Written exercise: Extract the data exactly, missing nothing.

Collection entries:
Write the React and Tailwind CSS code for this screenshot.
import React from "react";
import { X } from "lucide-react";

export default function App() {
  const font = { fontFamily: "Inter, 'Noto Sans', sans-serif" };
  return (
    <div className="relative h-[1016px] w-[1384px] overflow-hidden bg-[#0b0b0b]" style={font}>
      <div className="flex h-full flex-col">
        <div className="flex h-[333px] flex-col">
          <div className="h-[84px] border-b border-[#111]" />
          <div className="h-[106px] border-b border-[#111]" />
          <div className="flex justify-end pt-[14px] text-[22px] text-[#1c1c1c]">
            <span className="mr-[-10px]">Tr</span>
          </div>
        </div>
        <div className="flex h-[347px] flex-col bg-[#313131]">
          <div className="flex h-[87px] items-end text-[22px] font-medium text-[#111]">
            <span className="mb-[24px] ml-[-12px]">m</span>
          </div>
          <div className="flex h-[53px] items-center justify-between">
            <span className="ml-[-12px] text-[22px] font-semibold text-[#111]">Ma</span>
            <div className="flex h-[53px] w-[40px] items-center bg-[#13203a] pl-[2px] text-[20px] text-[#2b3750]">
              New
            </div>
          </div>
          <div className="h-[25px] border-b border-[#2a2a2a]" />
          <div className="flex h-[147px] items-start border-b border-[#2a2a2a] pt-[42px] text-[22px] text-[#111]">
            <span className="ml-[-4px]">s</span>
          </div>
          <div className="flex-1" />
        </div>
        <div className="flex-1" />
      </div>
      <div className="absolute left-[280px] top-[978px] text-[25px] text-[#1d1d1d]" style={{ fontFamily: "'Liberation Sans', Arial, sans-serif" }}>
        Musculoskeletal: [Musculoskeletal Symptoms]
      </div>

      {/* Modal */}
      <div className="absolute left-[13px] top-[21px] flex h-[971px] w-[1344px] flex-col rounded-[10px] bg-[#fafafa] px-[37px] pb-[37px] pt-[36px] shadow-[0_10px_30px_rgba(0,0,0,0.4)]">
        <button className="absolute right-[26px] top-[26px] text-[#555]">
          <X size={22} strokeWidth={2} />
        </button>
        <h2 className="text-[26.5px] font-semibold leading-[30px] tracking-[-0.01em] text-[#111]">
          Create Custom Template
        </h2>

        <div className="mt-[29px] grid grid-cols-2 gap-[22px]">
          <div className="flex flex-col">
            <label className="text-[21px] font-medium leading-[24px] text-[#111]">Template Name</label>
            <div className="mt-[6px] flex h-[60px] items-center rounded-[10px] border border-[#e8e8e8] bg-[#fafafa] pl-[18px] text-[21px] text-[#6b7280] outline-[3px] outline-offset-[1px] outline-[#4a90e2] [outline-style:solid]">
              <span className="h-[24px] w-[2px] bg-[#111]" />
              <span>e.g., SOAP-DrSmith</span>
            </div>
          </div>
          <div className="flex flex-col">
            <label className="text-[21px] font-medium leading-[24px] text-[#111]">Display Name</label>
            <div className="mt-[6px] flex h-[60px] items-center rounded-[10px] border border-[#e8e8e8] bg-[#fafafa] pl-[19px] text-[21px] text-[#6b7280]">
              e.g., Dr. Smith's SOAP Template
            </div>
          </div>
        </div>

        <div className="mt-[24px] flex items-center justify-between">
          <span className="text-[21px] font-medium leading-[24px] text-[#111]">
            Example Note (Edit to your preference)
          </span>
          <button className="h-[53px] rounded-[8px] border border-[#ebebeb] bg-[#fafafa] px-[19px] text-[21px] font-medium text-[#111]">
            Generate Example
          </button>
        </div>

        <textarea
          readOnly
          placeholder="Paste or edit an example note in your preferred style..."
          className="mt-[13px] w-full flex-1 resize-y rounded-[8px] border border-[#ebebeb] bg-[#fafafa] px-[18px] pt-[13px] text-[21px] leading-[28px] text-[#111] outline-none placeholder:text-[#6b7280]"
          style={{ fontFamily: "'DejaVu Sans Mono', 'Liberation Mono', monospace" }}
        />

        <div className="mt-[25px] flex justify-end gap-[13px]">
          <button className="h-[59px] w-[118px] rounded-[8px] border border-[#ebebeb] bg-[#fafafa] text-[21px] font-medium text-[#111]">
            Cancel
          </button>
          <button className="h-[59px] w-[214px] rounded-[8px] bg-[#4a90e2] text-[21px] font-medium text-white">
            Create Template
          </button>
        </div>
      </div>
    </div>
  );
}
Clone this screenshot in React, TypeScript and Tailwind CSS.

Exercise output:
Write the React and Tailwind CSS code for this screenshot.
import React from "react";
import { X } from "lucide-react";

export default function App() {
  const font = { fontFamily: "Inter, 'Noto Sans', sans-serif" };
  return (
    <div className="relative h-[1016px] w-[1384px] overflow-hidden bg-[#0b0b0b]" style={font}>
      <div className="flex h-full flex-col">
        <div className="flex h-[333px] flex-col">
          <div className="h-[84px] border-b border-[#111]" />
          <div className="h-[106px] border-b border-[#111]" />
          <div className="flex justify-end pt-[14px] text-[22px] text-[#1c1c1c]">
            <span className="mr-[-10px]">Tr</span>
          </div>
        </div>
        <div className="flex h-[347px] flex-col bg-[#313131]">
          <div className="flex h-[87px] items-end text-[22px] font-medium text-[#111]">
            <span className="mb-[24px] ml-[-12px]">m</span>
          </div>
          <div className="flex h-[53px] items-center justify-between">
            <span className="ml-[-12px] text-[22px] font-semibold text-[#111]">Ma</span>
            <div className="flex h-[53px] w-[40px] items-center bg-[#13203a] pl-[2px] text-[20px] text-[#2b3750]">
              New
            </div>
          </div>
          <div className="h-[25px] border-b border-[#2a2a2a]" />
          <div className="flex h-[147px] items-start border-b border-[#2a2a2a] pt-[42px] text-[22px] text-[#111]">
            <span className="ml-[-4px]">s</span>
          </div>
          <div className="flex-1" />
        </div>
        <div className="flex-1" />
      </div>
      <div className="absolute left-[280px] top-[978px] text-[25px] text-[#1d1d1d]" style={{ fontFamily: "'Liberation Sans', Arial, sans-serif" }}>
        Musculoskeletal: [Musculoskeletal Symptoms]
      </div>

      {/* Modal */}
      <div className="absolute left-[13px] top-[21px] flex h-[971px] w-[1344px] flex-col rounded-[10px] bg-[#fafafa] px-[37px] pb-[37px] pt-[36px] shadow-[0_10px_30px_rgba(0,0,0,0.4)]">
        <button className="absolute right-[26px] top-[26px] text-[#555]">
          <X size={22} strokeWidth={2} />
        </button>
        <h2 className="text-[26.5px] font-semibold leading-[30px] tracking-[-0.01em] text-[#111]">
          Create Custom Template
        </h2>

        <div className="mt-[29px] grid grid-cols-2 gap-[22px]">
          <div className="flex flex-col">
            <label className="text-[21px] font-medium leading-[24px] text-[#111]">Template Name</label>
            <div className="mt-[6px] flex h-[60px] items-center rounded-[10px] border border-[#e8e8e8] bg-[#fafafa] pl-[18px] text-[21px] text-[#6b7280] outline-[3px] outline-offset-[1px] outline-[#4a90e2] [outline-style:solid]">
              <span className="h-[24px] w-[2px] bg-[#111]" />
              <span>e.g., SOAP-DrSmith</span>
            </div>
          </div>
          <div className="flex flex-col">
            <label className="text-[21px] font-medium leading-[24px] text-[#111]">Display Name</label>
            <div className="mt-[6px] flex h-[60px] items-center rounded-[10px] border border-[#e8e8e8] bg-[#fafafa] pl-[19px] text-[21px] text-[#6b7280]">
              e.g., Dr. Smith's SOAP Template
            </div>
          </div>
        </div>

        <div className="mt-[24px] flex items-center justify-between">
          <span className="text-[21px] font-medium leading-[24px] text-[#111]">
            Example Note (Edit to your preference)
          </span>
          <button className="h-[53px] rounded-[8px] border border-[#ebebeb] bg-[#fafafa] px-[19px] text-[21px] font-medium text-[#111]">
            Generate Example
          </button>
        </div>

        <textarea
          readOnly
          placeholder="Paste or edit an example note in your preferred style..."
          className="mt-[13px] w-full flex-1 resize-y rounded-[8px] border border-[#ebebeb] bg-[#fafafa] px-[18px] pt-[13px] text-[21px] leading-[28px] text-[#111] outline-none placeholder:text-[#6b7280]"
          style={{ fontFamily: "'DejaVu Sans Mono', 'Liberation Mono', monospace" }}
        />

        <div className="mt-[25px] flex justify-end gap-[13px]">
          <button className="h-[59px] w-[118px] rounded-[8px] border border-[#ebebeb] bg-[#fafafa] text-[21px] font-medium text-[#111]">
            Cancel
          </button>
          <button className="h-[59px] w-[214px] rounded-[8px] bg-[#4a90e2] text-[21px] font-medium text-white">
            Create Template
          </button>
        </div>
      </div>
    </div>
  );
}
Clone this screenshot in React, TypeScript and Tailwind CSS.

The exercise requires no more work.